** Start RECORDS SHOWN **
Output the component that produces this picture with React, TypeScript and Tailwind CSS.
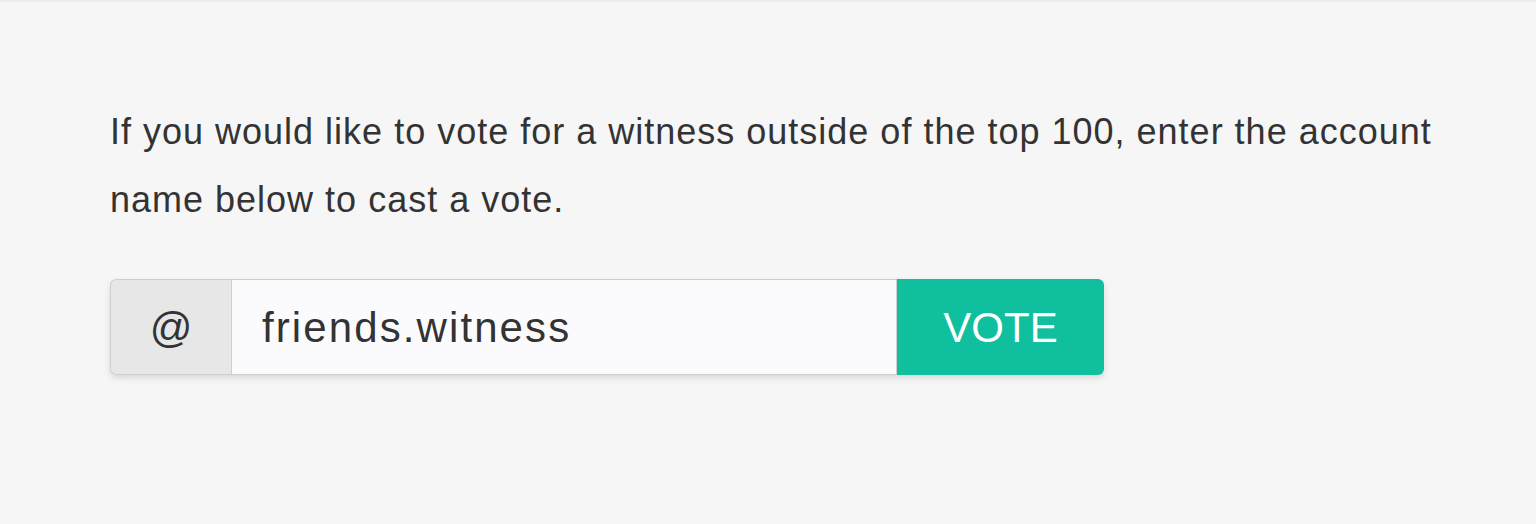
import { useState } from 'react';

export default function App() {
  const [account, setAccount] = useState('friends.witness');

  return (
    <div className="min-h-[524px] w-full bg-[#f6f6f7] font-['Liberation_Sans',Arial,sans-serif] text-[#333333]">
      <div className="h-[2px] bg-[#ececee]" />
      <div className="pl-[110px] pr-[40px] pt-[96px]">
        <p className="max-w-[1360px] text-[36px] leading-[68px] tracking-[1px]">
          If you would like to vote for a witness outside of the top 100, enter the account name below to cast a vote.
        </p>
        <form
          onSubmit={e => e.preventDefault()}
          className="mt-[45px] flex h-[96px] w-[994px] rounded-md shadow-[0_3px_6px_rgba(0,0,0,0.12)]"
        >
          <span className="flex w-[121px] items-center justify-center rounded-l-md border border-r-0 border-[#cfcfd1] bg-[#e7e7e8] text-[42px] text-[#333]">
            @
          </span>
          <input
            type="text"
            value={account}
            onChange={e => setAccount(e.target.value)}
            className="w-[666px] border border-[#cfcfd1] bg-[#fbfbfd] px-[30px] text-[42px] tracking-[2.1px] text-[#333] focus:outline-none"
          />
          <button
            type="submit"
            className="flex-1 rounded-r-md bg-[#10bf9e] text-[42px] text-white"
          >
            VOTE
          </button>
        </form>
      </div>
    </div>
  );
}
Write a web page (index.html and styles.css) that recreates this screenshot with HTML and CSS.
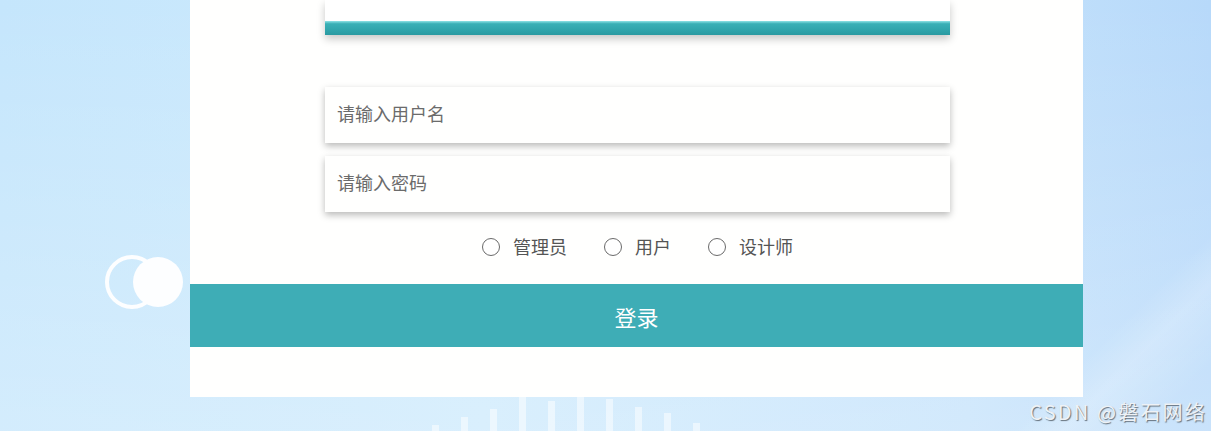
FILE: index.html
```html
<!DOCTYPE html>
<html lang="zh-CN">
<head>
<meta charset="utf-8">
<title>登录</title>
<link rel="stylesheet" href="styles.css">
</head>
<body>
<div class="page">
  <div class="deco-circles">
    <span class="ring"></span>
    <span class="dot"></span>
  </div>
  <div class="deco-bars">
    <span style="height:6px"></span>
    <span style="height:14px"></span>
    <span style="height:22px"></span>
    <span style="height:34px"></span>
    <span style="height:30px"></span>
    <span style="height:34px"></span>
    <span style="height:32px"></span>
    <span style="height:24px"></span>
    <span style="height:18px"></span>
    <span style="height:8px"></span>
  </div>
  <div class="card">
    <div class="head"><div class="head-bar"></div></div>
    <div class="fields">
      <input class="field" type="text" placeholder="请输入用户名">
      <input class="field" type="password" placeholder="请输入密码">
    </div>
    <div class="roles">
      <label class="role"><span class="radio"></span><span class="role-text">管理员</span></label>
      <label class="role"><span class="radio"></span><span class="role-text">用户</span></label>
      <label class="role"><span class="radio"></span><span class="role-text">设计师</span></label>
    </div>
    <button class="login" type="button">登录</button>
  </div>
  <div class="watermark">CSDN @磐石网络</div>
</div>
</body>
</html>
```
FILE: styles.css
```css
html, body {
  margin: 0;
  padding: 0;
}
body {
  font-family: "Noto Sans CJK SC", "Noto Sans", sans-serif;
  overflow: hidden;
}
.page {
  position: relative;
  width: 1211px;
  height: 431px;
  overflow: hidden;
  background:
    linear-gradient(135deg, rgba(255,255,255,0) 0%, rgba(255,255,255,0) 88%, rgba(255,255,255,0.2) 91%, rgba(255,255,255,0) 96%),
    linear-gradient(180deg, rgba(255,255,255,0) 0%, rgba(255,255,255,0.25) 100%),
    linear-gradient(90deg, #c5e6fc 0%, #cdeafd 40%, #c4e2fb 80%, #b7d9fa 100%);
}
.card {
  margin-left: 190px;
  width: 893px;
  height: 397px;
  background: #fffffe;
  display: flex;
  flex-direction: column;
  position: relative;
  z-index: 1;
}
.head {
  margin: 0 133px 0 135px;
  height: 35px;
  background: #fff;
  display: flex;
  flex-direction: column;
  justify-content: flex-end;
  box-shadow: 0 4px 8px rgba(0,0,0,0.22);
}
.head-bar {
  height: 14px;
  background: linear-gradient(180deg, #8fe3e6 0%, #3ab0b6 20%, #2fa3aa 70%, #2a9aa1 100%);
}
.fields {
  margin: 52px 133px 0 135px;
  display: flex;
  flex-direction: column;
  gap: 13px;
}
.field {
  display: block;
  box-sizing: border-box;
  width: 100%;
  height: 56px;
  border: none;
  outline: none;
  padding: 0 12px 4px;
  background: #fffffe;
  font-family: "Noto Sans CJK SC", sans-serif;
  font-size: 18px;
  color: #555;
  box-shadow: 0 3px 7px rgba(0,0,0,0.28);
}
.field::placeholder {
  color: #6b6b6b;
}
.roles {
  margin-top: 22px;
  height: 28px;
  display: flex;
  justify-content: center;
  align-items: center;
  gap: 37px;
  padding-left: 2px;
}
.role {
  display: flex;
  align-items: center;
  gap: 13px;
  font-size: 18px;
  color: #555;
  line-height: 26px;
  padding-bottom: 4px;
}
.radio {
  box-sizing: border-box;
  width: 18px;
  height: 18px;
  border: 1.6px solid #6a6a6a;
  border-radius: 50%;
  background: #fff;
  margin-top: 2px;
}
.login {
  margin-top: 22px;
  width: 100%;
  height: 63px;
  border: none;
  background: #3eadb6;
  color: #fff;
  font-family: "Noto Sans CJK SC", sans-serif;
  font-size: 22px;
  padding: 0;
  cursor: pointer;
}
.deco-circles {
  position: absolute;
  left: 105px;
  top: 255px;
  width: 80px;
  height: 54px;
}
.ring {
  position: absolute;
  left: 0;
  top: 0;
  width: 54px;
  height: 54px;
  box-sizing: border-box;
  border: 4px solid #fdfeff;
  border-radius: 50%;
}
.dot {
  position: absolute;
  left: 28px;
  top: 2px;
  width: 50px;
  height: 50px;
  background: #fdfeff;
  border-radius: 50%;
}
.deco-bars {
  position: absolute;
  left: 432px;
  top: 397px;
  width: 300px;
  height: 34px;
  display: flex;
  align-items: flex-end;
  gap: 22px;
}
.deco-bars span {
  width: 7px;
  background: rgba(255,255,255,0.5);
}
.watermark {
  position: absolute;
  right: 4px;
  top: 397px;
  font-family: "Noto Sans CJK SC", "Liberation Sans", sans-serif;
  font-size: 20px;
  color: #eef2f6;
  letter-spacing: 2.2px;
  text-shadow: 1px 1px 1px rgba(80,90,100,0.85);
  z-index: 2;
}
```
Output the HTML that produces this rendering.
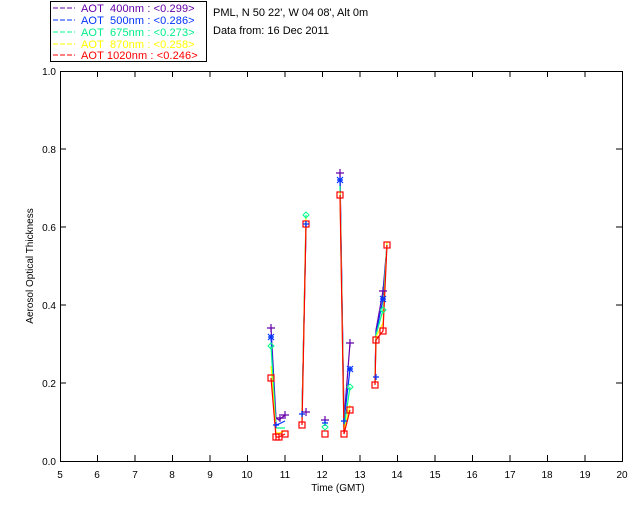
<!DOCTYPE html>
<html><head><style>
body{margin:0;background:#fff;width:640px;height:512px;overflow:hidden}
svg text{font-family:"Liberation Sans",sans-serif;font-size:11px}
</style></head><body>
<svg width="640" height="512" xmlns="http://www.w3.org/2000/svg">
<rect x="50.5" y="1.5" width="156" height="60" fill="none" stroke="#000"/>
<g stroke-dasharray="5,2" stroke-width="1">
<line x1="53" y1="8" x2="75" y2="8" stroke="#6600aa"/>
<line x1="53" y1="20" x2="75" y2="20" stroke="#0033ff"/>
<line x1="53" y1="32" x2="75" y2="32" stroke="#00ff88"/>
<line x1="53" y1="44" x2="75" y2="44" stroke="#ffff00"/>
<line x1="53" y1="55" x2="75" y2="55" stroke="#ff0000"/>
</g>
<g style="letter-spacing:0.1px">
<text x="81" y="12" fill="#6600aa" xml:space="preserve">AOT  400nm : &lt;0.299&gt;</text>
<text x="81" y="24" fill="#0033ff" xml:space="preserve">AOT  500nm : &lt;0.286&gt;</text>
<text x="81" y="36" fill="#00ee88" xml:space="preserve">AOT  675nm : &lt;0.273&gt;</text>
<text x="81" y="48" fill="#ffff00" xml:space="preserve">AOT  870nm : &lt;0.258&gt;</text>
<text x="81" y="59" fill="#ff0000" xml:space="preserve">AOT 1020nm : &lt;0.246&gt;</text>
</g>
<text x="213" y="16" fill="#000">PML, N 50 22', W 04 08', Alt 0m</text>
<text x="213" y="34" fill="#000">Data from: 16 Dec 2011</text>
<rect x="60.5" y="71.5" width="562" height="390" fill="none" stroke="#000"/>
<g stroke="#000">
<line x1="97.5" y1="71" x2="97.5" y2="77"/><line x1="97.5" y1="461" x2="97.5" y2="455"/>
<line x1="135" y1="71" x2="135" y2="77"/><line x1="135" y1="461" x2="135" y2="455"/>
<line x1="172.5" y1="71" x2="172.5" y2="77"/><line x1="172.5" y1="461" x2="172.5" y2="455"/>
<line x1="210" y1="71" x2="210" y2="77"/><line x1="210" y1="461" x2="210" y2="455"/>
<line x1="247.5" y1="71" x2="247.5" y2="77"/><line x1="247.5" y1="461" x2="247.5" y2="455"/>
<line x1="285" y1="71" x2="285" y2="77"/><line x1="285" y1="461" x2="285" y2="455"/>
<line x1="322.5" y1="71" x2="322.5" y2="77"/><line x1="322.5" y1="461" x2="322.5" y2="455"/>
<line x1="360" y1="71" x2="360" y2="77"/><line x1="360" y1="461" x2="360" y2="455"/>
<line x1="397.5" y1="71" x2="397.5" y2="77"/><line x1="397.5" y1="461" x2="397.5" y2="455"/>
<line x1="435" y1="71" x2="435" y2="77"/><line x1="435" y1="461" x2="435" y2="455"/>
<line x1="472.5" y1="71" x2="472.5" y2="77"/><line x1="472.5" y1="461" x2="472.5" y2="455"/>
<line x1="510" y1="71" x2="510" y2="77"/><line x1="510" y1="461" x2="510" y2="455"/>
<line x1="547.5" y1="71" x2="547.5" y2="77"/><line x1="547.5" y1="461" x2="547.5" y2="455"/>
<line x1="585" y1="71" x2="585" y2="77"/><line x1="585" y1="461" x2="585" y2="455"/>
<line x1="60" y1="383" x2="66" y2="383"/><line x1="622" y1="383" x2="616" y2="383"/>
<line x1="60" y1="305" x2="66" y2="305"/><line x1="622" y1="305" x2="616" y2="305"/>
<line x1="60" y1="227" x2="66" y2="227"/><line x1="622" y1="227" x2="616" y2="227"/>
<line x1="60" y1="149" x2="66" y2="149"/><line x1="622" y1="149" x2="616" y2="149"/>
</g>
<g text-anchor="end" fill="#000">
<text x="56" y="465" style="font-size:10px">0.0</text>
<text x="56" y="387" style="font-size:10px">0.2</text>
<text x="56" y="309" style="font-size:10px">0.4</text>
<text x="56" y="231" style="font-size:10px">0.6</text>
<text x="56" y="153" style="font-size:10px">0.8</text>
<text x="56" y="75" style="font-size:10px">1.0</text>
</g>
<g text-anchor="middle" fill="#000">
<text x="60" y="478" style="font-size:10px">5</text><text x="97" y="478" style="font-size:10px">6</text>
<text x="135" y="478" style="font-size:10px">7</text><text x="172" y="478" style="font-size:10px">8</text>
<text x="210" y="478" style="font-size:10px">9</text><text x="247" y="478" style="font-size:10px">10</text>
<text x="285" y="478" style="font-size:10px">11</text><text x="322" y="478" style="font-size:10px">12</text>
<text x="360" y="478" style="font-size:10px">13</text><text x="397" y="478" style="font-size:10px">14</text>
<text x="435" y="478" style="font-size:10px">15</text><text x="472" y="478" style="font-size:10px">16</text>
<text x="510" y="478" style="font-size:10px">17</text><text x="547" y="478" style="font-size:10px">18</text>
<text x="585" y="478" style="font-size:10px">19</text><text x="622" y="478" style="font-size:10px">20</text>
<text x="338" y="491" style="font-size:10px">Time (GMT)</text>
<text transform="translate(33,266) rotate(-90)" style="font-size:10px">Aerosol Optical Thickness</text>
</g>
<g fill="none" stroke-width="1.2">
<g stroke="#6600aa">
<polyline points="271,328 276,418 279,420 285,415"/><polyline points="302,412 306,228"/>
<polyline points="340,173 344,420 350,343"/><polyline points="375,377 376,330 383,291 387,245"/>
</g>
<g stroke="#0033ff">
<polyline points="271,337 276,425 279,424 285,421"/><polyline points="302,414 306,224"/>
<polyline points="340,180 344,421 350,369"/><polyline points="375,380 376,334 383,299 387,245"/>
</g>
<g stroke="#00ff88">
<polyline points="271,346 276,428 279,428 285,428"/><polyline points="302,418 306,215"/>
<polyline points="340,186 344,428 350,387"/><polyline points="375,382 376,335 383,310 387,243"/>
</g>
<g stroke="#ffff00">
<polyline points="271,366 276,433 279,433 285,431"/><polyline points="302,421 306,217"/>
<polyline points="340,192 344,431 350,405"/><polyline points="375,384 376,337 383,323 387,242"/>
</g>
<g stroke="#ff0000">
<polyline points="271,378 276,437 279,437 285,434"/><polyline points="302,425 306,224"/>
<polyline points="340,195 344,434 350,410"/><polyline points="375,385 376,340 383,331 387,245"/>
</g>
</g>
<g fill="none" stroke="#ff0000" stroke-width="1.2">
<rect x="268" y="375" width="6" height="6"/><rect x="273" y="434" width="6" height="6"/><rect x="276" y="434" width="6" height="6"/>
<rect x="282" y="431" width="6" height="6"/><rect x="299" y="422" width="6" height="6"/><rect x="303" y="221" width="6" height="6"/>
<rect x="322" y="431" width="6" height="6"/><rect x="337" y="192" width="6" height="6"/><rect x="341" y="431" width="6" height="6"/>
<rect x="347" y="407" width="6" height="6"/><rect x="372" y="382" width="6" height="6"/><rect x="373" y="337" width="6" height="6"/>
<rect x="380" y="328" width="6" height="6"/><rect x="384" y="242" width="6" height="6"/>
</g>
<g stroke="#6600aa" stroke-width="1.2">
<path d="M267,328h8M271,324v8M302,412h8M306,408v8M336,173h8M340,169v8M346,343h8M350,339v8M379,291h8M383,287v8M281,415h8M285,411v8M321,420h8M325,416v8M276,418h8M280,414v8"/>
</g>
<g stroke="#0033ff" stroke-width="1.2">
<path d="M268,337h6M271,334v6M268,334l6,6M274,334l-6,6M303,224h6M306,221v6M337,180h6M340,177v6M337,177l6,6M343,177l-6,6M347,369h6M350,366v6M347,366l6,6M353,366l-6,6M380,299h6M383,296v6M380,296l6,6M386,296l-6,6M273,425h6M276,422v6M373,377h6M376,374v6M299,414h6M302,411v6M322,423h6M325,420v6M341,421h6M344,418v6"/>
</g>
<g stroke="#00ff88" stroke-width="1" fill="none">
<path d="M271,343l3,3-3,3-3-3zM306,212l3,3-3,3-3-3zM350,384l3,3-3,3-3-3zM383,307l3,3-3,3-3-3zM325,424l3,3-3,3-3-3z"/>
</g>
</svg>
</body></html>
** End RECORDS SHOWN **
= THE EXERCISE =
In the entries above, find the line that contains "const [account, setAccount]", then repeat exactly every line from the first one through that line, with no pictures.

= ANSWER BELOW =
Output the component that produces this picture with React, TypeScript and Tailwind CSS.
import { useState } from 'react';

export default function App() {
  const [account, setAccount] = useState('friends.witness');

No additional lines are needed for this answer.